* Begin Source records *

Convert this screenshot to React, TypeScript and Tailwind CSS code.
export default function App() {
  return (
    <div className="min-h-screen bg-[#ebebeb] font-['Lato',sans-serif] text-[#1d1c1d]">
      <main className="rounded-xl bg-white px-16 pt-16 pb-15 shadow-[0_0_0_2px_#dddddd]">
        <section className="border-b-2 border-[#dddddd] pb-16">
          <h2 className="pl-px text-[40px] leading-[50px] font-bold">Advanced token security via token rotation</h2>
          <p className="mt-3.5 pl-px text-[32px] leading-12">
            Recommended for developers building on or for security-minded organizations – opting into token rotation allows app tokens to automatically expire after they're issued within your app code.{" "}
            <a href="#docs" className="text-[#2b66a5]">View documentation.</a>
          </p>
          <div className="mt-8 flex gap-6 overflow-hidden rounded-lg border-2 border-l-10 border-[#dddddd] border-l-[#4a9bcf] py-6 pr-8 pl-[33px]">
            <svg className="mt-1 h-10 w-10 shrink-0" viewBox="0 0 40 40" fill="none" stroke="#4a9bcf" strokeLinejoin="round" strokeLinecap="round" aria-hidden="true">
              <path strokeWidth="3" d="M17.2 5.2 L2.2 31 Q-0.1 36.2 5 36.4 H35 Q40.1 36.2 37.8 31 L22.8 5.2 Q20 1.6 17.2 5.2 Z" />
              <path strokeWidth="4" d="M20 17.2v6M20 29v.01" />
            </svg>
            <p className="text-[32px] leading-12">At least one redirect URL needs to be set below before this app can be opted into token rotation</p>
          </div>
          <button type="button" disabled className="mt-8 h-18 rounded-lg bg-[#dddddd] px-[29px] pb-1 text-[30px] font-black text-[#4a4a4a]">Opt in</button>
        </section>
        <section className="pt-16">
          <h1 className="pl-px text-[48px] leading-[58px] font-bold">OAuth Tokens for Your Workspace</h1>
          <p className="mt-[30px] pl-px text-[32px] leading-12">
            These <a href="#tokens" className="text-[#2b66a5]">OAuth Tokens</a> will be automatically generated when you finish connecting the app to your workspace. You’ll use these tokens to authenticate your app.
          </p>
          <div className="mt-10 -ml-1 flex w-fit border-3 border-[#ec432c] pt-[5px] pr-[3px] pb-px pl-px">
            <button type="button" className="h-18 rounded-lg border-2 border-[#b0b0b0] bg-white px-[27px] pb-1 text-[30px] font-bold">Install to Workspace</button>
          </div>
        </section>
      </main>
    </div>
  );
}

* End Source records *
* Begin Source records *

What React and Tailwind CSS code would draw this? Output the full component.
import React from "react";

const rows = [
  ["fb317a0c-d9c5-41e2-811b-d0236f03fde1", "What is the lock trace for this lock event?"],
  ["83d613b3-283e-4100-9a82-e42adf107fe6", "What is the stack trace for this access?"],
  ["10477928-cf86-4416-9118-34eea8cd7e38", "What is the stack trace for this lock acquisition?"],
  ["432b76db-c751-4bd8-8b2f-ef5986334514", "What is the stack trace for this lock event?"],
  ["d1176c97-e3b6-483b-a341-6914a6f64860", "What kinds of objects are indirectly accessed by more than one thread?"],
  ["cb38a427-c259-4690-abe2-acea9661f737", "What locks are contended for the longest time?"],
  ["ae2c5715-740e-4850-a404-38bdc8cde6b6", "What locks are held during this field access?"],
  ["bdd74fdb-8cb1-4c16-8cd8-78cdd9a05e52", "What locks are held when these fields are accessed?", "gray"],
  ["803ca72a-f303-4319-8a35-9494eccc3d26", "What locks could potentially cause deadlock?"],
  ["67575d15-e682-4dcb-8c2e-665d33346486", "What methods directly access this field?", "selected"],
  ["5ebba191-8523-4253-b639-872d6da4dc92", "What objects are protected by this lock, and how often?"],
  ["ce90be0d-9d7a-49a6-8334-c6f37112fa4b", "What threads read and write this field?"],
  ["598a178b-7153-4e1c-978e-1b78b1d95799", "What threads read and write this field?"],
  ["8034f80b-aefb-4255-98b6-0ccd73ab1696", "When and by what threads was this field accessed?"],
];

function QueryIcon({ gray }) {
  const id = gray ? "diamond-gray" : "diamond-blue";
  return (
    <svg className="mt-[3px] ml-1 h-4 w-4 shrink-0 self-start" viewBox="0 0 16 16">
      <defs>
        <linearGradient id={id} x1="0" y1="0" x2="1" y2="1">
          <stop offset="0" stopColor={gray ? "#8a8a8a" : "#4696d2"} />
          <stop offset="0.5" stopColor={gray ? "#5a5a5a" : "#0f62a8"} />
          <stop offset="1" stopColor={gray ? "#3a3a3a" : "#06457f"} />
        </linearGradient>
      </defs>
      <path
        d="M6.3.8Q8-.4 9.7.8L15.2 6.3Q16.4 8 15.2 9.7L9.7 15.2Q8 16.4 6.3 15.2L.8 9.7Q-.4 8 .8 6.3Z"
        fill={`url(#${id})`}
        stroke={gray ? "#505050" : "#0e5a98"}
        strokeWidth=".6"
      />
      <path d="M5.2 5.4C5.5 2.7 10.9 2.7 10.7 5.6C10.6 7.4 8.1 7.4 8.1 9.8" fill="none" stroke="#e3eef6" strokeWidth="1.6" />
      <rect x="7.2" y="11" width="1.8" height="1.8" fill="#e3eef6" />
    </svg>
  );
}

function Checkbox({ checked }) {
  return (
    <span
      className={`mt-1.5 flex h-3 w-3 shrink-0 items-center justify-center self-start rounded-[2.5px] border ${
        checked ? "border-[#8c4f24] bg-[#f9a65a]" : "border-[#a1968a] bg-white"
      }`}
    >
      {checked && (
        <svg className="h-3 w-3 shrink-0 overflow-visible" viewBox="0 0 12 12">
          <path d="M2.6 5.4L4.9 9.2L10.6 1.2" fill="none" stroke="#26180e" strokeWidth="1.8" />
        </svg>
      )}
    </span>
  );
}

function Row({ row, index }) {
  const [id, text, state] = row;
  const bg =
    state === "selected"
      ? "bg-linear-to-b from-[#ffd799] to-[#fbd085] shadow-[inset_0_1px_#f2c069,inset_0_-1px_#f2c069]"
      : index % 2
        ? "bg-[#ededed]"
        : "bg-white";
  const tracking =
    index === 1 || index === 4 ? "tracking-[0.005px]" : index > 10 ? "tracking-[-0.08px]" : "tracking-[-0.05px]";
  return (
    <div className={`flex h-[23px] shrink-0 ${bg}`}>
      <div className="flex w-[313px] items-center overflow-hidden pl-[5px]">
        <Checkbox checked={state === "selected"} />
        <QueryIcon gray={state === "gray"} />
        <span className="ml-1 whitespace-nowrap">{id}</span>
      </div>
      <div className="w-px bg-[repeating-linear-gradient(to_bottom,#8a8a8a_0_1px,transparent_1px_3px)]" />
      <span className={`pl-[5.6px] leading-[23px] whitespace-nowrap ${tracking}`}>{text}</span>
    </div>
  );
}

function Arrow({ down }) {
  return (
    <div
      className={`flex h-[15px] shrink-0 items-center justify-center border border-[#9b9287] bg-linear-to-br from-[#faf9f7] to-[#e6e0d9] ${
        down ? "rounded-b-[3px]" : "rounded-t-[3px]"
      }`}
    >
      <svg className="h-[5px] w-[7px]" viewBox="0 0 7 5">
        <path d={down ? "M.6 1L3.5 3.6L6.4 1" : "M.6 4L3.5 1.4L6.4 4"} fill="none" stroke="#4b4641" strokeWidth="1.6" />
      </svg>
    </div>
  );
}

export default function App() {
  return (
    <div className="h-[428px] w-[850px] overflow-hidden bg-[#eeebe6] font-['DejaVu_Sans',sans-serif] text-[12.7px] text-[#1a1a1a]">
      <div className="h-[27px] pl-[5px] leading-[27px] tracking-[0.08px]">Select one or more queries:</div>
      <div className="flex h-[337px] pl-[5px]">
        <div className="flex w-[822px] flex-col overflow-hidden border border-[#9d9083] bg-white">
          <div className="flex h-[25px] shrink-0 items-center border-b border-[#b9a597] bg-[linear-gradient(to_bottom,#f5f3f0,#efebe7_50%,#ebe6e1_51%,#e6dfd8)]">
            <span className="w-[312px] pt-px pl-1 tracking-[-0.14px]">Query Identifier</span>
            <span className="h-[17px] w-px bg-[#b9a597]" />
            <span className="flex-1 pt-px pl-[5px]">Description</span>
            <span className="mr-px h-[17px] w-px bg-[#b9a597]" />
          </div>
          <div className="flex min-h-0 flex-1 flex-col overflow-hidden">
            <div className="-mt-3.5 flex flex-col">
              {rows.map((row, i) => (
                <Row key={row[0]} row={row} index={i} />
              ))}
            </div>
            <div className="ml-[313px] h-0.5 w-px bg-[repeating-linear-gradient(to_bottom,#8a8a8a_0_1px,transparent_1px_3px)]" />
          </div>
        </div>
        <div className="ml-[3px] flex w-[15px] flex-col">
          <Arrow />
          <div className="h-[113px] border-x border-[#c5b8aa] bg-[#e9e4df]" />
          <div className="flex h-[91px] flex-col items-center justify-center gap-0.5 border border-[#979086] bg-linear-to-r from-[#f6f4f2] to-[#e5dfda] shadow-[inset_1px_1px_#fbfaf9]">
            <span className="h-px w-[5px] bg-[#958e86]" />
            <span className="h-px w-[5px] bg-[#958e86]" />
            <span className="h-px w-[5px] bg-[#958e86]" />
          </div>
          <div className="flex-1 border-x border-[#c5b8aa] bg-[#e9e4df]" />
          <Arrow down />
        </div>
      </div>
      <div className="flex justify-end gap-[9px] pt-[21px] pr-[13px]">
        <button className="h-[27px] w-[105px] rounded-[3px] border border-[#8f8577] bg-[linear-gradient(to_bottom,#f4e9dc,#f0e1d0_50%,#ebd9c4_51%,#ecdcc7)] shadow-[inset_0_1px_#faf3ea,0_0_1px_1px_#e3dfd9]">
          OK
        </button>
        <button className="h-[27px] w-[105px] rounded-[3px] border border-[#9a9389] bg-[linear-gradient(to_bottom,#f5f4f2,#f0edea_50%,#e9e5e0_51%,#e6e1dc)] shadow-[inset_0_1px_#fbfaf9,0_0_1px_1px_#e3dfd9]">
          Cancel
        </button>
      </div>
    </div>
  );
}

* End Source records *
* Begin Source records *

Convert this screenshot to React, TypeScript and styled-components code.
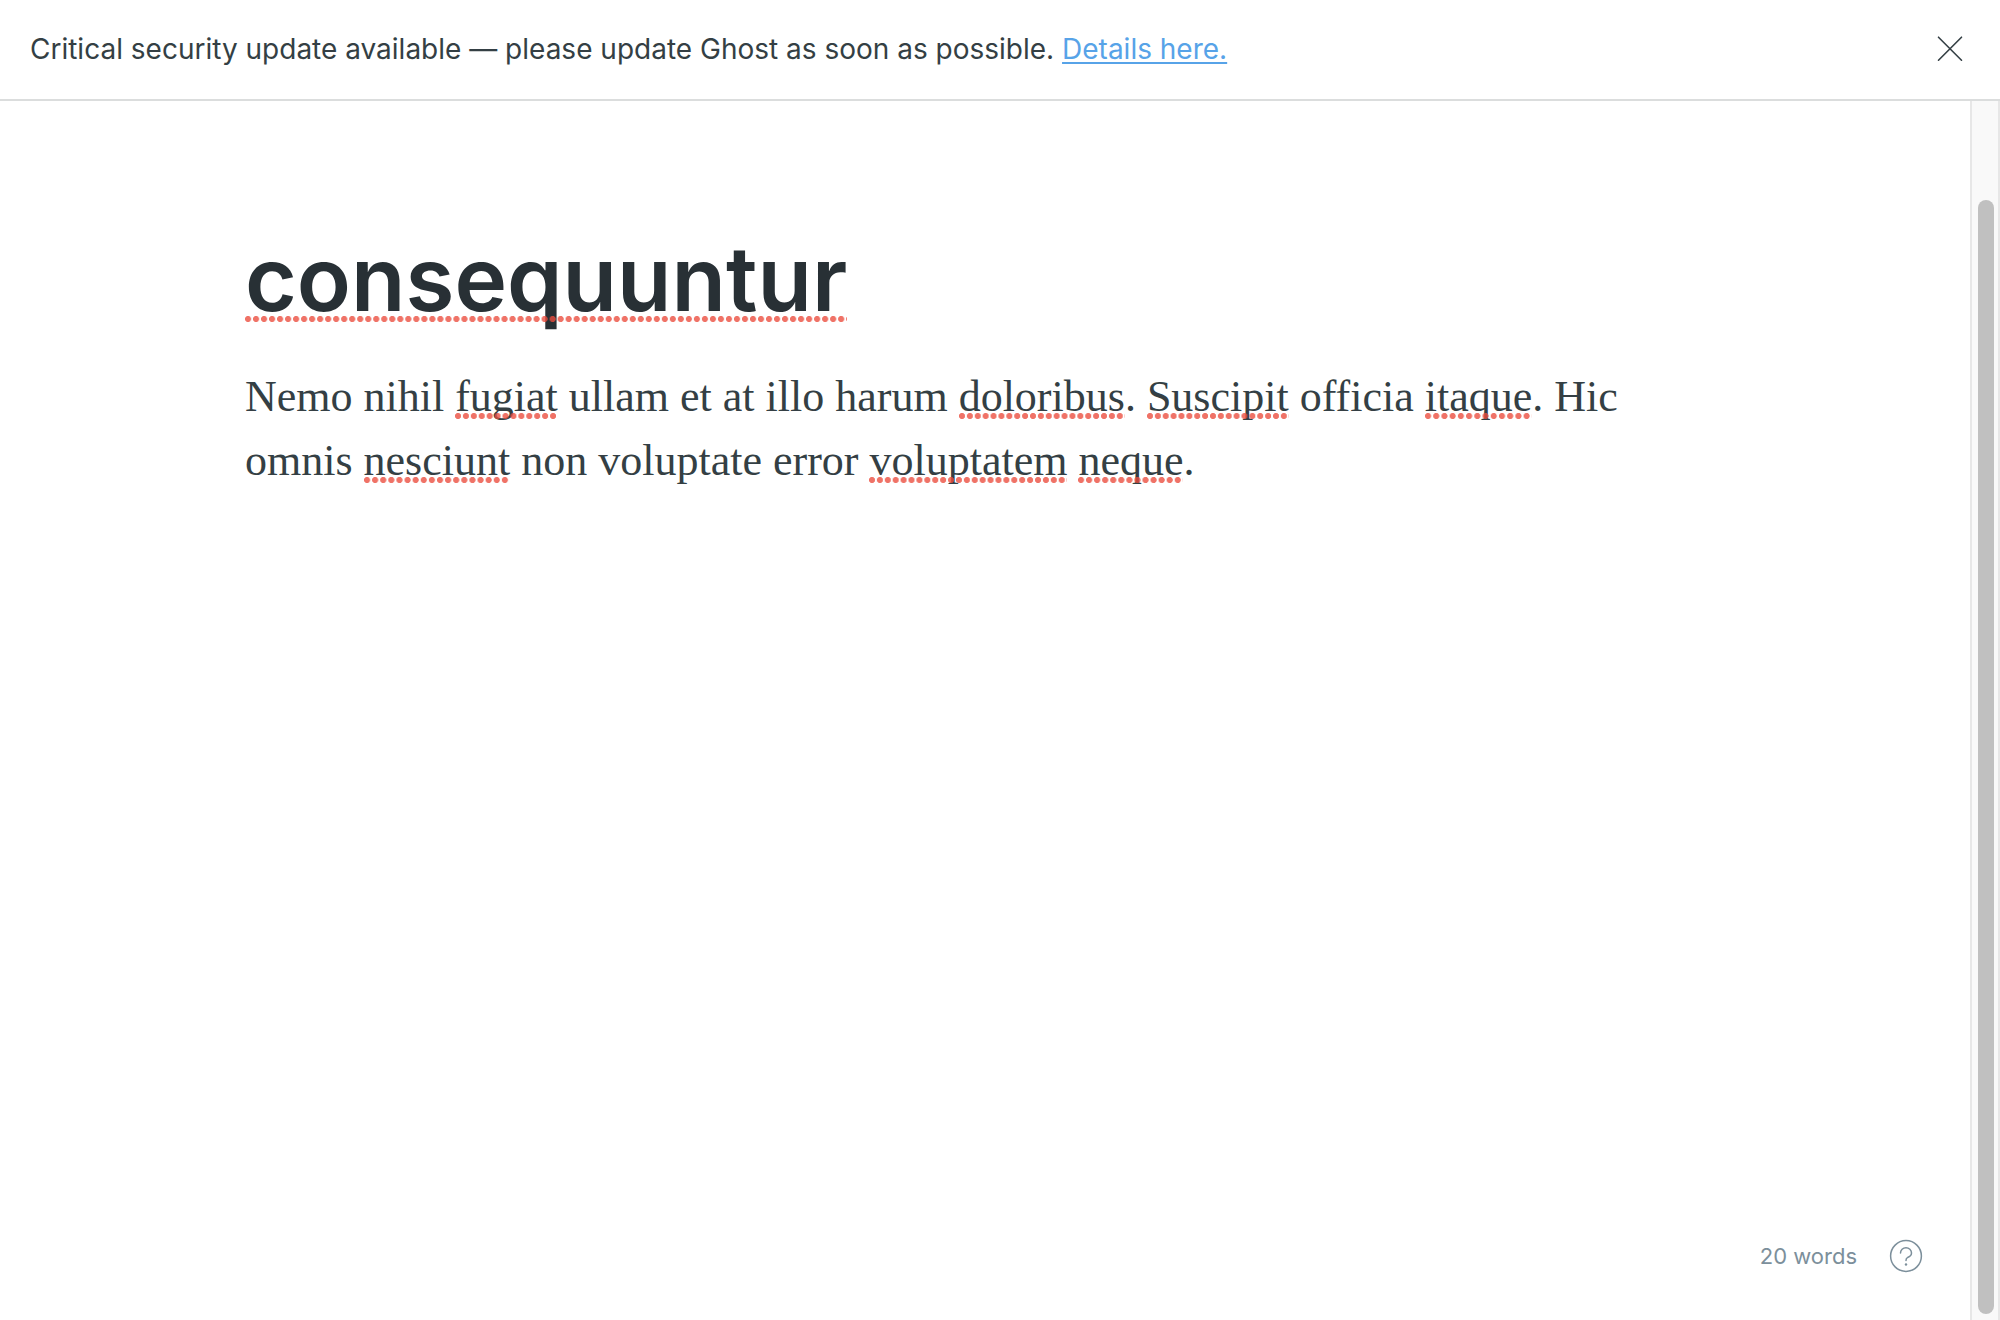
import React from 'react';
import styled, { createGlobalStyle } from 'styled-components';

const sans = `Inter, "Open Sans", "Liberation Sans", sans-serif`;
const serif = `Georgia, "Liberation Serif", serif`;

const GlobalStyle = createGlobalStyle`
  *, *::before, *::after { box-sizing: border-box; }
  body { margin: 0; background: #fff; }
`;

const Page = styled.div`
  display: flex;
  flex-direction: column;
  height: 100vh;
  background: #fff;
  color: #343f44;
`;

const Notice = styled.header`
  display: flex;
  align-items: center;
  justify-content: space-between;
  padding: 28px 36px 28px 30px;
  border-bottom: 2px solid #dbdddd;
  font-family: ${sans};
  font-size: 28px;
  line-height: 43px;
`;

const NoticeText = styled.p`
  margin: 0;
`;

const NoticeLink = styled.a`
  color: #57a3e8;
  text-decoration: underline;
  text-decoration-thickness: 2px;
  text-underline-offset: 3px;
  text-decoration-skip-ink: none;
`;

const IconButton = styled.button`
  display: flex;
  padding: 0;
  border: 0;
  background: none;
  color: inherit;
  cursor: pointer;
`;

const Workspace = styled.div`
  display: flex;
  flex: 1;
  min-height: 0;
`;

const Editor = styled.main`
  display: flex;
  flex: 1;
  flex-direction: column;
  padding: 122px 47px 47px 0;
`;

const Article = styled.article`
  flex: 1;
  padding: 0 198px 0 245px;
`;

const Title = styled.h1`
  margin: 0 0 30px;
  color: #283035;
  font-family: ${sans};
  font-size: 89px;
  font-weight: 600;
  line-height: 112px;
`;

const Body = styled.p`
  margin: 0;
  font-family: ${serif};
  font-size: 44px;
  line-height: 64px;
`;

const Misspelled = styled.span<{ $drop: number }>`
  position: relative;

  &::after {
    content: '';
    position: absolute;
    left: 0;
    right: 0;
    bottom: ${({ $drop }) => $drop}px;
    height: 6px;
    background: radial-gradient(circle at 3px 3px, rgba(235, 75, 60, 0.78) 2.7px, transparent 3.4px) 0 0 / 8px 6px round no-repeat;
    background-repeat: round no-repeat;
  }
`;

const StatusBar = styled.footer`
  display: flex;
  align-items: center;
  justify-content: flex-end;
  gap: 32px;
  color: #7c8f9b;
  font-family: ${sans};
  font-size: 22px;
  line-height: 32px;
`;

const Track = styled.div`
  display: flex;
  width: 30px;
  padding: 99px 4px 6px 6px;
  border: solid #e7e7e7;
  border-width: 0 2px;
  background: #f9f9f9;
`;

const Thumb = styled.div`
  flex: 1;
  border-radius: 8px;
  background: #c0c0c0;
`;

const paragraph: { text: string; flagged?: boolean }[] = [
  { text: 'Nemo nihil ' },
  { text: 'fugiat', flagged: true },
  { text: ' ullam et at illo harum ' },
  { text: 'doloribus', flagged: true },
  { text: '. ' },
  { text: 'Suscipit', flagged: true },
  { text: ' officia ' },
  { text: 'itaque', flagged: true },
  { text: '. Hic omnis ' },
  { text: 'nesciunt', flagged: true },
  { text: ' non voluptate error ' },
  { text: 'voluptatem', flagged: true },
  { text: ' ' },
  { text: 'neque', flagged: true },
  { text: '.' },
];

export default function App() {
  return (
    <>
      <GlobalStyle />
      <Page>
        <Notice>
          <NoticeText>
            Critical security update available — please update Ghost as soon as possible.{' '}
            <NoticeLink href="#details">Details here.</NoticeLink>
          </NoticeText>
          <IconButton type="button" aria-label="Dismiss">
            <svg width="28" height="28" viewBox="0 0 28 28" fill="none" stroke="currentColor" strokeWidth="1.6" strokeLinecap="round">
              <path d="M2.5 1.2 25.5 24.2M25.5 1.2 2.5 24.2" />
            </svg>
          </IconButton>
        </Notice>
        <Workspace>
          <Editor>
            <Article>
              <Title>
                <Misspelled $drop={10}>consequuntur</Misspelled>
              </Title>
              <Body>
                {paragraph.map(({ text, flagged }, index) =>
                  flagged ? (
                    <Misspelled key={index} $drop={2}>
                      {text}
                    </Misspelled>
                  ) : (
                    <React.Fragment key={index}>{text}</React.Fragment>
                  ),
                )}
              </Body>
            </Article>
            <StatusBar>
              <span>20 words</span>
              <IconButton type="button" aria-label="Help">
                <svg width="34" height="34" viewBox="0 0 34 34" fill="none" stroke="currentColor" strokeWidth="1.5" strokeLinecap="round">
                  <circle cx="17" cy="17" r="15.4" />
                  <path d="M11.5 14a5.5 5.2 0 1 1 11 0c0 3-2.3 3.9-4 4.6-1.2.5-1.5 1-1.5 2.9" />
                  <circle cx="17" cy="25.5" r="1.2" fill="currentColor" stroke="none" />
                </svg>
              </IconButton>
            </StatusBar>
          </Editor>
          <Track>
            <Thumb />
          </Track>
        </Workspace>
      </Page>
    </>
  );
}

* End Source records *

■ Aim of the exercise ■
Both the line with "and styled-components code." and the line with "position: relative;" belong in the copy, along with every line between them; set them down exactly and skip the pictures.

■ Completed task ■
Convert this screenshot to React, TypeScript and styled-components code.
import React from 'react';
import styled, { createGlobalStyle } from 'styled-components';

const sans = `Inter, "Open Sans", "Liberation Sans", sans-serif`;
const serif = `Georgia, "Liberation Serif", serif`;

const GlobalStyle = createGlobalStyle`
  *, *::before, *::after { box-sizing: border-box; }
  body { margin: 0; background: #fff; }
`;

const Page = styled.div`
  display: flex;
  flex-direction: column;
  height: 100vh;
  background: #fff;
  color: #343f44;
`;

const Notice = styled.header`
  display: flex;
  align-items: center;
  justify-content: space-between;
  padding: 28px 36px 28px 30px;
  border-bottom: 2px solid #dbdddd;
  font-family: ${sans};
  font-size: 28px;
  line-height: 43px;
`;

const NoticeText = styled.p`
  margin: 0;
`;

const NoticeLink = styled.a`
  color: #57a3e8;
  text-decoration: underline;
  text-decoration-thickness: 2px;
  text-underline-offset: 3px;
  text-decoration-skip-ink: none;
`;

const IconButton = styled.button`
  display: flex;
  padding: 0;
  border: 0;
  background: none;
  color: inherit;
  cursor: pointer;
`;

const Workspace = styled.div`
  display: flex;
  flex: 1;
  min-height: 0;
`;

const Editor = styled.main`
  display: flex;
  flex: 1;
  flex-direction: column;
  padding: 122px 47px 47px 0;
`;

const Article = styled.article`
  flex: 1;
  padding: 0 198px 0 245px;
`;

const Title = styled.h1`
  margin: 0 0 30px;
  color: #283035;
  font-family: ${sans};
  font-size: 89px;
  font-weight: 600;
  line-height: 112px;
`;

const Body = styled.p`
  margin: 0;
  font-family: ${serif};
  font-size: 44px;
  line-height: 64px;
`;

const Misspelled = styled.span<{ $drop: number }>`
  position: relative;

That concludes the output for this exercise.